Chapter 5 uses data on wages and earnings to trace changes in the geographic scope of labor markets across much of the nineteenth and early twentieth centuries. An integrated labor market in the North East and the Midwest moved huge numbers of workers in the decades immediately following the Civil War, but this labor market did not extend to the West or to the South. Chapter 6 considers the impact of market expansion on labor relations through an examination of variations in employers' use of strikebreakers in late nineteenth century labor conflicts. Rosenbloom rejects a popularly held view among labor historians that worker and community solidarity were stronger in smaller places, thus making it easier to prevent strikebreaking. Instead, he finds that the use of strikebreakers did not vary appreciably by region or city size. He does, however, find that the source of strikebreakers varied systematically with location, with employers in small communities located outside the North East most likely to use outside strikebreakers.

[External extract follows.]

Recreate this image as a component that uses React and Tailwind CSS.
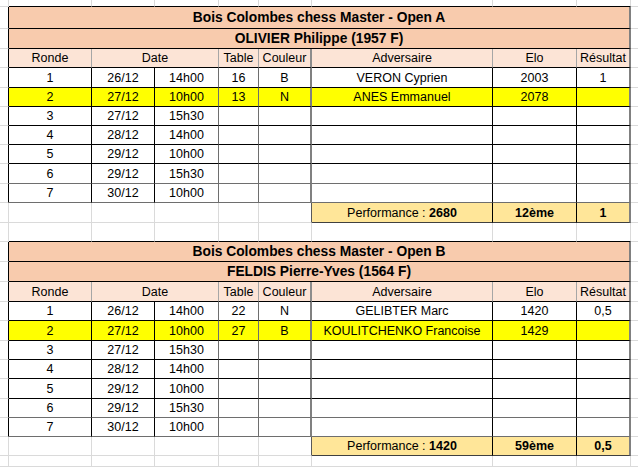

Overall, the book yields three important insights. (1) Employers were instrumental in initiating migration flows that were later perpetuated by friends and families. (2) Historical forces were important in shaping the patterns of labor market integration that emerged in the course of the nineteenth century. Patterns of labor market recruitment that emerged during the first half of the nineteenth century, when slavery separated southern from northern labor markets, were perpetuated and reinforced by the reliance on kin and friendship-based networks of labor market information. And (3) late nineteenth century labor market institutions proved more effective at integrating markets for less skilled workers than for more skilled workers. This difference may have encouraged American employers to reorganize production process.

Warren Whatley's current research is on the trans-Atlantic slave trade, 1440-1850, with particular emphasis on the determinants of supply to the new world. Other research interests include worker mobility and racial discrimination in twentieth-century America, the economics of the Jim Crow South, and inner-city economic development.